** start **

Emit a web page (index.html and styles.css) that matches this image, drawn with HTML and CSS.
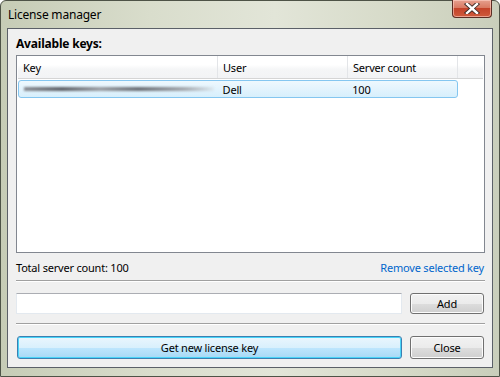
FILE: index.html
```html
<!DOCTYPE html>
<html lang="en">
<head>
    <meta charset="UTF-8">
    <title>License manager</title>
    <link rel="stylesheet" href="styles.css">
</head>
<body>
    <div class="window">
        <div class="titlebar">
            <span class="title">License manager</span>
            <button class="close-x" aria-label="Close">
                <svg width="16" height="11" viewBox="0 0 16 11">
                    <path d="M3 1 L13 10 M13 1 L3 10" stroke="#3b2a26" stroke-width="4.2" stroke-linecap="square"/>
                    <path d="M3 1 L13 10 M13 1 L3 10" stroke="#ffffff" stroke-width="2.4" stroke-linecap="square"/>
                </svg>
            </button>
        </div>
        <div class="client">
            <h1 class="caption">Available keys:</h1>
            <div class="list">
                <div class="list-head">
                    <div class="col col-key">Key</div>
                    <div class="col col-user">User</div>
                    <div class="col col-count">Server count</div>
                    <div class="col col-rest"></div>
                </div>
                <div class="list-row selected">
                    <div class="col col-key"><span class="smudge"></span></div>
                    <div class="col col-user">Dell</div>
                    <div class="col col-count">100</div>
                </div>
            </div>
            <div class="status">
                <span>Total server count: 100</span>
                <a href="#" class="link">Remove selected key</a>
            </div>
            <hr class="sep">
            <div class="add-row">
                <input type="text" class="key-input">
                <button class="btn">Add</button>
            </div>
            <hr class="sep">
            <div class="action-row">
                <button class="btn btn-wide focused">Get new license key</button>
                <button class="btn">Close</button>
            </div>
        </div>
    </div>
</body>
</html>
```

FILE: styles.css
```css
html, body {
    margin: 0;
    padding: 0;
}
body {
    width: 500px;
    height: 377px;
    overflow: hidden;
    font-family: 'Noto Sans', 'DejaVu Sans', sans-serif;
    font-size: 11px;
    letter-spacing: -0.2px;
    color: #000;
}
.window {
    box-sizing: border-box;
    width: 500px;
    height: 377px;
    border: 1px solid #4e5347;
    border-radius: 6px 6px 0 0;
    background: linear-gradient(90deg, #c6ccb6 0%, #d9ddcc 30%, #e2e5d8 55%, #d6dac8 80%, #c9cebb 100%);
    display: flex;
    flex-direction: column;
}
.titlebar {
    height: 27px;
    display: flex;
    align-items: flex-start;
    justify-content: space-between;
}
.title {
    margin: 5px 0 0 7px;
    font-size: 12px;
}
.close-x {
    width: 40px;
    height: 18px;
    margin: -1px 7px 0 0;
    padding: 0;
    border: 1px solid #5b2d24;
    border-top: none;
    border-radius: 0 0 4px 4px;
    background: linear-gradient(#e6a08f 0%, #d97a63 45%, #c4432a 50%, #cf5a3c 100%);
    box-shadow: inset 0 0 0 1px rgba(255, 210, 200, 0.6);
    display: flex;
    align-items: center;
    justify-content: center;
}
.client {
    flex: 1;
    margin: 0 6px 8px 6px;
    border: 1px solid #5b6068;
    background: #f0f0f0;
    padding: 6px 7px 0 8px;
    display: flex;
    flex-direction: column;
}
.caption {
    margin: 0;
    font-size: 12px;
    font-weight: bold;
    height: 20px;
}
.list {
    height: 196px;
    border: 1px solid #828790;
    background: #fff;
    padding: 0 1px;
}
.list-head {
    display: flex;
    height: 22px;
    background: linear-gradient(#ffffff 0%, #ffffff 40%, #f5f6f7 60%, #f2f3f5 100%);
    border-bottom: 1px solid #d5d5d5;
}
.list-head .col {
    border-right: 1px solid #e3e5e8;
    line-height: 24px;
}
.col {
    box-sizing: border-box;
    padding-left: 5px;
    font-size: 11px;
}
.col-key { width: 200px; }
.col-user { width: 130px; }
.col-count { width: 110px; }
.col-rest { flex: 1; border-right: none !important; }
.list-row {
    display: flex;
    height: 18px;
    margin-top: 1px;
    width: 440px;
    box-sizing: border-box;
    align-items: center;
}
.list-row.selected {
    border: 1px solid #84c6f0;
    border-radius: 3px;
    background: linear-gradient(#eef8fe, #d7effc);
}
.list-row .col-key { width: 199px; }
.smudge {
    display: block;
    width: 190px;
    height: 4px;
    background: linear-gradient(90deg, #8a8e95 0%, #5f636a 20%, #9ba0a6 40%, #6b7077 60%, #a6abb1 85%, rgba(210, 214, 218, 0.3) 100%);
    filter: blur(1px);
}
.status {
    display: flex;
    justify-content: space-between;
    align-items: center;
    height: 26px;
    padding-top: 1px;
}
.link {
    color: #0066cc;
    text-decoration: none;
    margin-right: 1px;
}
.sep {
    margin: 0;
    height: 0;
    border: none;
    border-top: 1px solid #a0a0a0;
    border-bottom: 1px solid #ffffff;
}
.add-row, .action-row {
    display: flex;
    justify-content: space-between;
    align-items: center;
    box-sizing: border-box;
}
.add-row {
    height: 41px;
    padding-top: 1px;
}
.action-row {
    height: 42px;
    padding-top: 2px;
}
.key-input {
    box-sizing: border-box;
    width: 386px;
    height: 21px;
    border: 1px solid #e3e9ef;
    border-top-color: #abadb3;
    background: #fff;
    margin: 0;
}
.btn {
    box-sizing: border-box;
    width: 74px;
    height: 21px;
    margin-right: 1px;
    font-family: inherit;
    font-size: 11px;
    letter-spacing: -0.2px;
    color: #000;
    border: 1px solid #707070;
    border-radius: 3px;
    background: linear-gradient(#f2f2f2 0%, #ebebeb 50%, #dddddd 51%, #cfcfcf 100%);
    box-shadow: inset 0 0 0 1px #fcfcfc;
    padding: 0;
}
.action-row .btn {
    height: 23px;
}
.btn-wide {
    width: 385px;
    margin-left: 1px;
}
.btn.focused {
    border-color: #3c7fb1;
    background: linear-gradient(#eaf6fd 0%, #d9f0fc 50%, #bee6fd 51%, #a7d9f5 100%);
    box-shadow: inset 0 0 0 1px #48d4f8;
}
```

** end **

Please transcribe the material above exactly as written. Leave the pictures out.

(FULL OUTPUT):
Emit a web page (index.html and styles.css) that matches this image, drawn with HTML and CSS.
FILE: index.html
```html
<!DOCTYPE html>
<html lang="en">
<head>
    <meta charset="UTF-8">
    <title>License manager</title>
    <link rel="stylesheet" href="styles.css">
</head>
<body>
    <div class="window">
        <div class="titlebar">
            <span class="title">License manager</span>
            <button class="close-x" aria-label="Close">
                <svg width="16" height="11" viewBox="0 0 16 11">
                    <path d="M3 1 L13 10 M13 1 L3 10" stroke="#3b2a26" stroke-width="4.2" stroke-linecap="square"/>
                    <path d="M3 1 L13 10 M13 1 L3 10" stroke="#ffffff" stroke-width="2.4" stroke-linecap="square"/>
                </svg>
            </button>
        </div>
        <div class="client">
            <h1 class="caption">Available keys:</h1>
            <div class="list">
                <div class="list-head">
                    <div class="col col-key">Key</div>
                    <div class="col col-user">User</div>
                    <div class="col col-count">Server count</div>
                    <div class="col col-rest"></div>
                </div>
                <div class="list-row selected">
                    <div class="col col-key"><span class="smudge"></span></div>
                    <div class="col col-user">Dell</div>
                    <div class="col col-count">100</div>
                </div>
            </div>
            <div class="status">
                <span>Total server count: 100</span>
                <a href="#" class="link">Remove selected key</a>
            </div>
            <hr class="sep">
            <div class="add-row">
                <input type="text" class="key-input">
                <button class="btn">Add</button>
            </div>
            <hr class="sep">
            <div class="action-row">
                <button class="btn btn-wide focused">Get new license key</button>
                <button class="btn">Close</button>
            </div>
        </div>
    </div>
</body>
</html>
```

FILE: styles.css
```css
html, body {
    margin: 0;
    padding: 0;
}
body {
    width: 500px;
    height: 377px;
    overflow: hidden;
    font-family: 'Noto Sans', 'DejaVu Sans', sans-serif;
    font-size: 11px;
    letter-spacing: -0.2px;
    color: #000;
}
.window {
    box-sizing: border-box;
    width: 500px;
    height: 377px;
    border: 1px solid #4e5347;
    border-radius: 6px 6px 0 0;
    background: linear-gradient(90deg, #c6ccb6 0%, #d9ddcc 30%, #e2e5d8 55%, #d6dac8 80%, #c9cebb 100%);
    display: flex;
    flex-direction: column;
}
.titlebar {
    height: 27px;
    display: flex;
    align-items: flex-start;
    justify-content: space-between;
}
.title {
    margin: 5px 0 0 7px;
    font-size: 12px;
}
.close-x {
    width: 40px;
    height: 18px;
    margin: -1px 7px 0 0;
    padding: 0;
    border: 1px solid #5b2d24;
    border-top: none;
    border-radius: 0 0 4px 4px;
    background: linear-gradient(#e6a08f 0%, #d97a63 45%, #c4432a 50%, #cf5a3c 100%);
    box-shadow: inset 0 0 0 1px rgba(255, 210, 200, 0.6);
    display: flex;
    align-items: center;
    justify-content: center;
}
.client {
    flex: 1;
    margin: 0 6px 8px 6px;
    border: 1px solid #5b6068;
    background: #f0f0f0;
    padding: 6px 7px 0 8px;
    display: flex;
    flex-direction: column;
}
.caption {
    margin: 0;
    font-size: 12px;
    font-weight: bold;
    height: 20px;
}
.list {
    height: 196px;
    border: 1px solid #828790;
    background: #fff;
    padding: 0 1px;
}
.list-head {
    display: flex;
    height: 22px;
    background: linear-gradient(#ffffff 0%, #ffffff 40%, #f5f6f7 60%, #f2f3f5 100%);
    border-bottom: 1px solid #d5d5d5;
}
.list-head .col {
    border-right: 1px solid #e3e5e8;
    line-height: 24px;
}
.col {
    box-sizing: border-box;
    padding-left: 5px;
    font-size: 11px;
}
.col-key { width: 200px; }
.col-user { width: 130px; }
.col-count { width: 110px; }
.col-rest { flex: 1; border-right: none !important; }
.list-row {
    display: flex;
    height: 18px;
    margin-top: 1px;
    width: 440px;
    box-sizing: border-box;
    align-items: center;
}
.list-row.selected {
    border: 1px solid #84c6f0;
    border-radius: 3px;
    background: linear-gradient(#eef8fe, #d7effc);
}
.list-row .col-key { width: 199px; }
.smudge {
    display: block;
    width: 190px;
    height: 4px;
    background: linear-gradient(90deg, #8a8e95 0%, #5f636a 20%, #9ba0a6 40%, #6b7077 60%, #a6abb1 85%, rgba(210, 214, 218, 0.3) 100%);
    filter: blur(1px);
}
.status {
    display: flex;
    justify-content: space-between;
    align-items: center;
    height: 26px;
    padding-top: 1px;
}
.link {
    color: #0066cc;
    text-decoration: none;
    margin-right: 1px;
}
.sep {
    margin: 0;
    height: 0;
    border: none;
    border-top: 1px solid #a0a0a0;
    border-bottom: 1px solid #ffffff;
}
.add-row, .action-row {
    display: flex;
    justify-content: space-between;
    align-items: center;
    box-sizing: border-box;
}
.add-row {
    height: 41px;
    padding-top: 1px;
}
.action-row {
    height: 42px;
    padding-top: 2px;
}
.key-input {
    box-sizing: border-box;
    width: 386px;
    height: 21px;
    border: 1px solid #e3e9ef;
    border-top-color: #abadb3;
    background: #fff;
    margin: 0;
}
.btn {
    box-sizing: border-box;
    width: 74px;
    height: 21px;
    margin-right: 1px;
    font-family: inherit;
    font-size: 11px;
    letter-spacing: -0.2px;
    color: #000;
    border: 1px solid #707070;
    border-radius: 3px;
    background: linear-gradient(#f2f2f2 0%, #ebebeb 50%, #dddddd 51%, #cfcfcf 100%);
    box-shadow: inset 0 0 0 1px #fcfcfc;
    padding: 0;
}
.action-row .btn {
    height: 23px;
}
.btn-wide {
    width: 385px;
    margin-left: 1px;
}
.btn.focused {
    border-color: #3c7fb1;
    background: linear-gradient(#eaf6fd 0%, #d9f0fc 50%, #bee6fd 51%, #a7d9f5 100%);
    box-shadow: inset 0 0 0 1px #48d4f8;
}
```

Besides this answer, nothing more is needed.